[begin DATA TO USE]

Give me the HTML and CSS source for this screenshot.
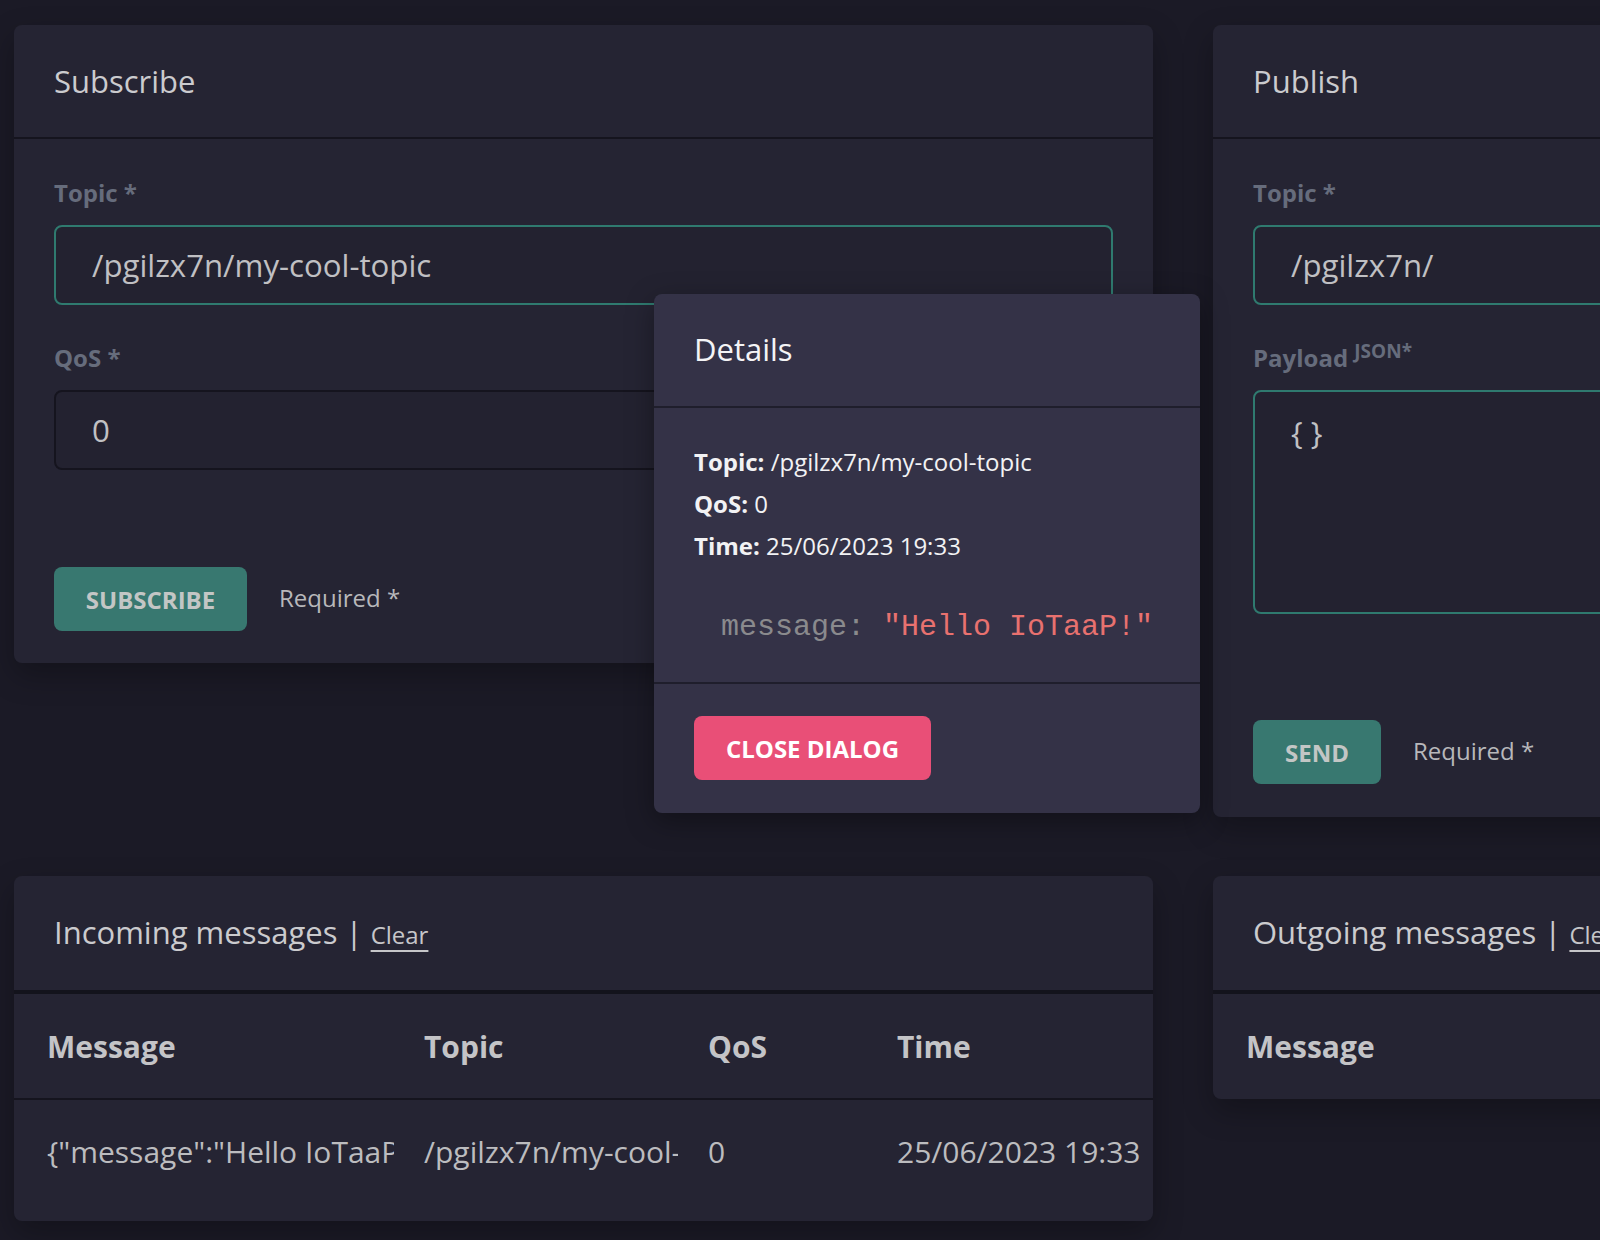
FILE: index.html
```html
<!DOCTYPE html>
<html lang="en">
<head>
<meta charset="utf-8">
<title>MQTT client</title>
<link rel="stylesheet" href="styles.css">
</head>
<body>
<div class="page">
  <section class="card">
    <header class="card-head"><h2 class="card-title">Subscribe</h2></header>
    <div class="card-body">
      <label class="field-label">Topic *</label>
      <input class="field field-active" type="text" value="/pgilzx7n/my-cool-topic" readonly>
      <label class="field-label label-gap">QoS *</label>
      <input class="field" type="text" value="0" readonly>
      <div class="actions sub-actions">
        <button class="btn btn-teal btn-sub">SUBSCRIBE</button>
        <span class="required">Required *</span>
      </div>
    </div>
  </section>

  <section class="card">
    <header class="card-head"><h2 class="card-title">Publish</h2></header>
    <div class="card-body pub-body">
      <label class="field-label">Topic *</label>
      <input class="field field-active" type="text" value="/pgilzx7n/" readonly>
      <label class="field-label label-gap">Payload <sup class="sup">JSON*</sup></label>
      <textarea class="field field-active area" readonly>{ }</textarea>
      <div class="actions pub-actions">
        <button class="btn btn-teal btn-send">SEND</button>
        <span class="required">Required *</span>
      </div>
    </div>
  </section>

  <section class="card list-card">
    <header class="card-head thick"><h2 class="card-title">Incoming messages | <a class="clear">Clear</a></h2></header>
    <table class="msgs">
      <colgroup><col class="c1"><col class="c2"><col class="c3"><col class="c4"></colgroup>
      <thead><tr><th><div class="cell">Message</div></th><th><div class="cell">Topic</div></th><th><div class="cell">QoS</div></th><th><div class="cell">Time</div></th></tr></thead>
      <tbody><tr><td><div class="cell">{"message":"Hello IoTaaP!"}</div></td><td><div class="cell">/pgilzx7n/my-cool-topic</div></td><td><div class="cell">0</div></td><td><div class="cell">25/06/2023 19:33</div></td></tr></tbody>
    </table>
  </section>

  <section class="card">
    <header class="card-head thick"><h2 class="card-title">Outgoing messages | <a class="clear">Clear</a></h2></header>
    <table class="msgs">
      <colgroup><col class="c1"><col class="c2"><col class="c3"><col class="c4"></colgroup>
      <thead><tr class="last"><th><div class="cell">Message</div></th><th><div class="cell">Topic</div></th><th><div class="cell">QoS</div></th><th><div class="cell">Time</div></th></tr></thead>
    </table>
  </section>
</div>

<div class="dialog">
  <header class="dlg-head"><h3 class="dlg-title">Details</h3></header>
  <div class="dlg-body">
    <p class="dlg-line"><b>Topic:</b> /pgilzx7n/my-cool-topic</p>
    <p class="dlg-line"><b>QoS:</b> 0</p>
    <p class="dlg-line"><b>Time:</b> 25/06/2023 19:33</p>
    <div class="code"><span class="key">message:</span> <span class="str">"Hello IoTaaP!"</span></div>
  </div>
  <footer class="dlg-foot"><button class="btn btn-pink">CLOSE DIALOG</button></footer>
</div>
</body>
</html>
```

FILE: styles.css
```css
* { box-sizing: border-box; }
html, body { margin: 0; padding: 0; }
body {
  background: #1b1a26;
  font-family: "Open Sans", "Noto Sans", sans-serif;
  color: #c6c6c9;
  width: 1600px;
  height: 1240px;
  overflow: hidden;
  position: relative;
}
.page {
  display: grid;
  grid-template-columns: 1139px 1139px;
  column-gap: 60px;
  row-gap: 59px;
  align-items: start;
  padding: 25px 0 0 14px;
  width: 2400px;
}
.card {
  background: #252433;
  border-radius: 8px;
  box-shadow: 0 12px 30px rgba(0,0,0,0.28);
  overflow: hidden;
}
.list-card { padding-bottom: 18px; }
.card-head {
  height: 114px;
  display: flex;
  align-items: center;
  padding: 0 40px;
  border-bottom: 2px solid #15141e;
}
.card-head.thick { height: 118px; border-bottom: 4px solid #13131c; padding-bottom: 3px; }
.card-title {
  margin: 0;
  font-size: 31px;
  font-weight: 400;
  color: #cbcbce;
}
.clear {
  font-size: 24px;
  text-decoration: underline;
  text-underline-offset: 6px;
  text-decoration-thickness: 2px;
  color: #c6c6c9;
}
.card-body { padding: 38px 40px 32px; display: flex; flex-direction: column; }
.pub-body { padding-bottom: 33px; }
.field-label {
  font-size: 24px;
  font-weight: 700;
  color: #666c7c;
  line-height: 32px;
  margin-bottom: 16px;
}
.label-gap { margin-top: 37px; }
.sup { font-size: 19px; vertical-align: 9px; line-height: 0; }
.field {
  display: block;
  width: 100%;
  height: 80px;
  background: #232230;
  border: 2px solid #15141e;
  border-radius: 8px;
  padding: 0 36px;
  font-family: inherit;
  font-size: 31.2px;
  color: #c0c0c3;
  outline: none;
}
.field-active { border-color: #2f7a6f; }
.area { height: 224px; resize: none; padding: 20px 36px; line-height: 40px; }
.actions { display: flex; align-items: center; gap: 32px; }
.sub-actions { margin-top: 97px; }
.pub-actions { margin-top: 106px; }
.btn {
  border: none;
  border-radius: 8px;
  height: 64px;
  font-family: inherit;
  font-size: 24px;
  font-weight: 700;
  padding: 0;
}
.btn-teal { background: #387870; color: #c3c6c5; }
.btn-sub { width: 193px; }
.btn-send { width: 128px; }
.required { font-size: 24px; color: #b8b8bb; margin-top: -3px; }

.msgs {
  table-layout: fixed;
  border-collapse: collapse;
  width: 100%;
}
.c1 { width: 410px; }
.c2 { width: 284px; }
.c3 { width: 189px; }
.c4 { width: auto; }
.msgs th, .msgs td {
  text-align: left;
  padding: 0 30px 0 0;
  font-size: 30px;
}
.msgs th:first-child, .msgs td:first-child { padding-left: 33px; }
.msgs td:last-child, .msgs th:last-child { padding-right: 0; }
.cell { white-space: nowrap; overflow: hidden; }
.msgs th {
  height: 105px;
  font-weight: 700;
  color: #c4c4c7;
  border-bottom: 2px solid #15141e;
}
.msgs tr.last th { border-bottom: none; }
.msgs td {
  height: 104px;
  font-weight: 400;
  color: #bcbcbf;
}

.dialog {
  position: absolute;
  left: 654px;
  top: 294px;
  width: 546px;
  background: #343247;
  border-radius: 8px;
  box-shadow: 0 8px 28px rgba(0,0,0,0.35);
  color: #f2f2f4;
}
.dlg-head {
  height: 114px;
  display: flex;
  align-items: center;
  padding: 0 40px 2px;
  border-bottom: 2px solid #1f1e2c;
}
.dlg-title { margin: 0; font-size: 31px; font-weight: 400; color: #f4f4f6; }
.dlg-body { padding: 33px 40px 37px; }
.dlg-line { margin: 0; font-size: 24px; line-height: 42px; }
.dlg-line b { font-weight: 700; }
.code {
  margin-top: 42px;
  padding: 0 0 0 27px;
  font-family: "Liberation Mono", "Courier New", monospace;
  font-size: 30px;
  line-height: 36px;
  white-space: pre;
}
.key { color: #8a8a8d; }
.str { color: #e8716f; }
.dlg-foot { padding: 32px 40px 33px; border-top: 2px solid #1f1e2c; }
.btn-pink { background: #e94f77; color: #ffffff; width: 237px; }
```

[end DATA TO USE]
[begin DATA TO USE]

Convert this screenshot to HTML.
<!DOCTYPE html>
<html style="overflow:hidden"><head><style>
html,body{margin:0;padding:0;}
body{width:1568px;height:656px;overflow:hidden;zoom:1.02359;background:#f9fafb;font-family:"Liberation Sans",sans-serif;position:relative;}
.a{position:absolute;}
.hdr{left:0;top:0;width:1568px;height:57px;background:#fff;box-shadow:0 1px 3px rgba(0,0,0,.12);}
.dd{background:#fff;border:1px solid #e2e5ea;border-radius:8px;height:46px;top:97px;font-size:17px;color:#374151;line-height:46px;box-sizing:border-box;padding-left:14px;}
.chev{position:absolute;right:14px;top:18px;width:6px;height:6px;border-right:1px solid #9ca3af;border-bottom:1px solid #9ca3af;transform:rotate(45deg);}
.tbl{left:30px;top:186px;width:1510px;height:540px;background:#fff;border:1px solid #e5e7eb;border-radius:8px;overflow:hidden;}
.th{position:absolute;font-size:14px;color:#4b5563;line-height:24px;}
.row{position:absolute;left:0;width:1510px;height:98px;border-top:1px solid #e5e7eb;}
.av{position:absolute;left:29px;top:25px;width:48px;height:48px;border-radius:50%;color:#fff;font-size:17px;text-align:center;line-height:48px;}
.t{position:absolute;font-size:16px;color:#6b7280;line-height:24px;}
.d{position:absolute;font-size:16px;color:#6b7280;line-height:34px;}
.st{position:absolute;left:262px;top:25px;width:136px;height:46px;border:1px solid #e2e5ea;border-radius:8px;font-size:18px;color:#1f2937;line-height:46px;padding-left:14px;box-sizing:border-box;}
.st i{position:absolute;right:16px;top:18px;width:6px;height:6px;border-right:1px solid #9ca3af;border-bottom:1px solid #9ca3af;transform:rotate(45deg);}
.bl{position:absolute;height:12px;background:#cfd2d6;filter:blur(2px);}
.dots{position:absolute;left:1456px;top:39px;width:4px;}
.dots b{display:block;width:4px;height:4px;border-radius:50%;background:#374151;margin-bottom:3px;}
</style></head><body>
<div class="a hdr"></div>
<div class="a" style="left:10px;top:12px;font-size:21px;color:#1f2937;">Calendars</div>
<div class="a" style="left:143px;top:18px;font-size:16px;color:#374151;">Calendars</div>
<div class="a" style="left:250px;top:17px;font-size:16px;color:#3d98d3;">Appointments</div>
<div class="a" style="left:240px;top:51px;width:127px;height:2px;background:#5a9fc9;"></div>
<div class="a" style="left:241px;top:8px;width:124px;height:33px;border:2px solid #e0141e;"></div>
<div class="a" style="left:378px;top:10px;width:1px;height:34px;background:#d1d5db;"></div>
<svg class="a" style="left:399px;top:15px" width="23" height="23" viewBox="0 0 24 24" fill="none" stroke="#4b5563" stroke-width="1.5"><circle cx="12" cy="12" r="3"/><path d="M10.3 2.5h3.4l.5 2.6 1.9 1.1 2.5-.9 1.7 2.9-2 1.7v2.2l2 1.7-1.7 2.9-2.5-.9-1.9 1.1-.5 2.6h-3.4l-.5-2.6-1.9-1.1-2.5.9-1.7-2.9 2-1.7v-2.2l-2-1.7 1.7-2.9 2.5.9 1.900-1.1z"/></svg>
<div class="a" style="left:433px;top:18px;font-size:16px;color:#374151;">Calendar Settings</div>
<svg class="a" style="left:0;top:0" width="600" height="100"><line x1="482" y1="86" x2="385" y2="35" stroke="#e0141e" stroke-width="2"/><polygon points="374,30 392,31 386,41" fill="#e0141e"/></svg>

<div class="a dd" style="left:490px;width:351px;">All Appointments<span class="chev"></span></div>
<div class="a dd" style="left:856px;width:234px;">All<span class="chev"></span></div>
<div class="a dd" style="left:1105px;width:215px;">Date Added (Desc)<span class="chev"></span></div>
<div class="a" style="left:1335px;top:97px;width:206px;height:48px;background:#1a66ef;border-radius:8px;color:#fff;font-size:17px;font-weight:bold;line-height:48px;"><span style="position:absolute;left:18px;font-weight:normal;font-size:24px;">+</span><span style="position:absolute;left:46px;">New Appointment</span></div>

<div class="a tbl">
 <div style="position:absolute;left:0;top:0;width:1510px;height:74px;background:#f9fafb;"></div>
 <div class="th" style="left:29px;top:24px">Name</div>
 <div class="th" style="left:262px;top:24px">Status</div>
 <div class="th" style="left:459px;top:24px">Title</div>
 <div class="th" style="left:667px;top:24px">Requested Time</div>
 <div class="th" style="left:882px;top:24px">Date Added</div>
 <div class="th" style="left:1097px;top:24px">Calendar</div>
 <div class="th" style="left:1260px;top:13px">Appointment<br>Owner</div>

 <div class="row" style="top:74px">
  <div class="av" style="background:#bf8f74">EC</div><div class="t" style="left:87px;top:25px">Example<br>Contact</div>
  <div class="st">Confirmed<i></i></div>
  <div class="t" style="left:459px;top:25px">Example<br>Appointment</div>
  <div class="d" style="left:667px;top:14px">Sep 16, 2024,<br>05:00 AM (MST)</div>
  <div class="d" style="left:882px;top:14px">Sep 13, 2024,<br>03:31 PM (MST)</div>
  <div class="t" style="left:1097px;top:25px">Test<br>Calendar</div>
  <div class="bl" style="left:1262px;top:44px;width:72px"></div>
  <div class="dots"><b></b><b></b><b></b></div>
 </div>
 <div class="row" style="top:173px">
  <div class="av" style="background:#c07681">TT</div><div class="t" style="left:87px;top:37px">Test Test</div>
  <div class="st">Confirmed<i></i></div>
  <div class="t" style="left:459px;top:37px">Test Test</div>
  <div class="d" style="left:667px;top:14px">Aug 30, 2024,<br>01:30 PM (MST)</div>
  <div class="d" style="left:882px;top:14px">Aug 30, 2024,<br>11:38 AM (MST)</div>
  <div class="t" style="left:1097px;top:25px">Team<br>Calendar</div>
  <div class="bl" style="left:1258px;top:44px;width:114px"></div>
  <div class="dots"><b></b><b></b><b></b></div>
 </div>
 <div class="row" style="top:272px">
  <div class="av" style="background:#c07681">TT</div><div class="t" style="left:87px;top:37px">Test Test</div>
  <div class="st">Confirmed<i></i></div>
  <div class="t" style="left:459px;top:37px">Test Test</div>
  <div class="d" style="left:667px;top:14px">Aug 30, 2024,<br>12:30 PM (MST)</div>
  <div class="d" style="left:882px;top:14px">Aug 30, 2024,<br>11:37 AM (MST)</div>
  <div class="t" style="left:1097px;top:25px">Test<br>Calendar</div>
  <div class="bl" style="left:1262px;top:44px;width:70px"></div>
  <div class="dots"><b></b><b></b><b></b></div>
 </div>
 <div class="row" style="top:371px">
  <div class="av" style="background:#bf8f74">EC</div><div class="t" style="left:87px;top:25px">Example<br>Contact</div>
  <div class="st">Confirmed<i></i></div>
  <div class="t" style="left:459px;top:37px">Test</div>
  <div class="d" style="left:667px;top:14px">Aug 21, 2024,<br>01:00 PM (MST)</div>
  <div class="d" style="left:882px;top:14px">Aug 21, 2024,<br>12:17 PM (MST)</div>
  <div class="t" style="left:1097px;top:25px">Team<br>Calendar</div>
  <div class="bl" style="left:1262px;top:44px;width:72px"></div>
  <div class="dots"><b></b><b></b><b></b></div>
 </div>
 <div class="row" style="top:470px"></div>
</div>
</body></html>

[end DATA TO USE]
[begin DATA TO USE]

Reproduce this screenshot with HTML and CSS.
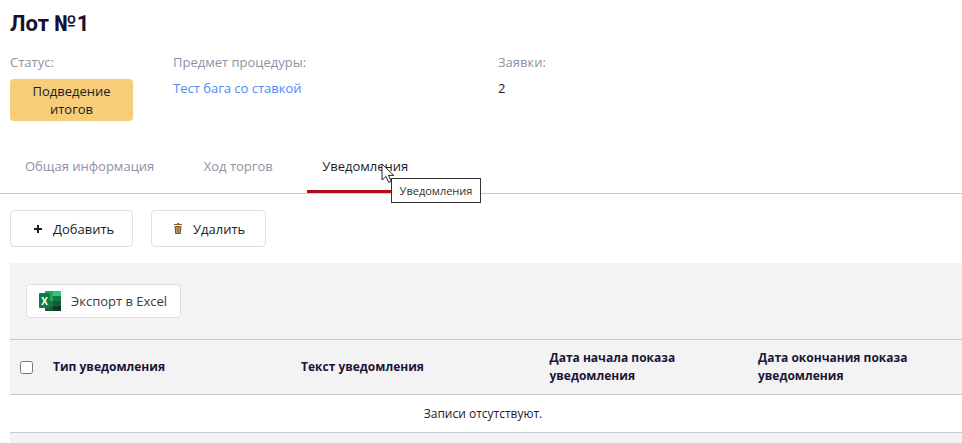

[end DATA TO USE]

SET TASK:
Copy, from the material above, each line in which the string "this" occurs.

SOLVED EXERCISE:
Give me the HTML and CSS source for this screenshot.
Convert this screenshot to HTML.
Reproduce this screenshot with HTML and CSS.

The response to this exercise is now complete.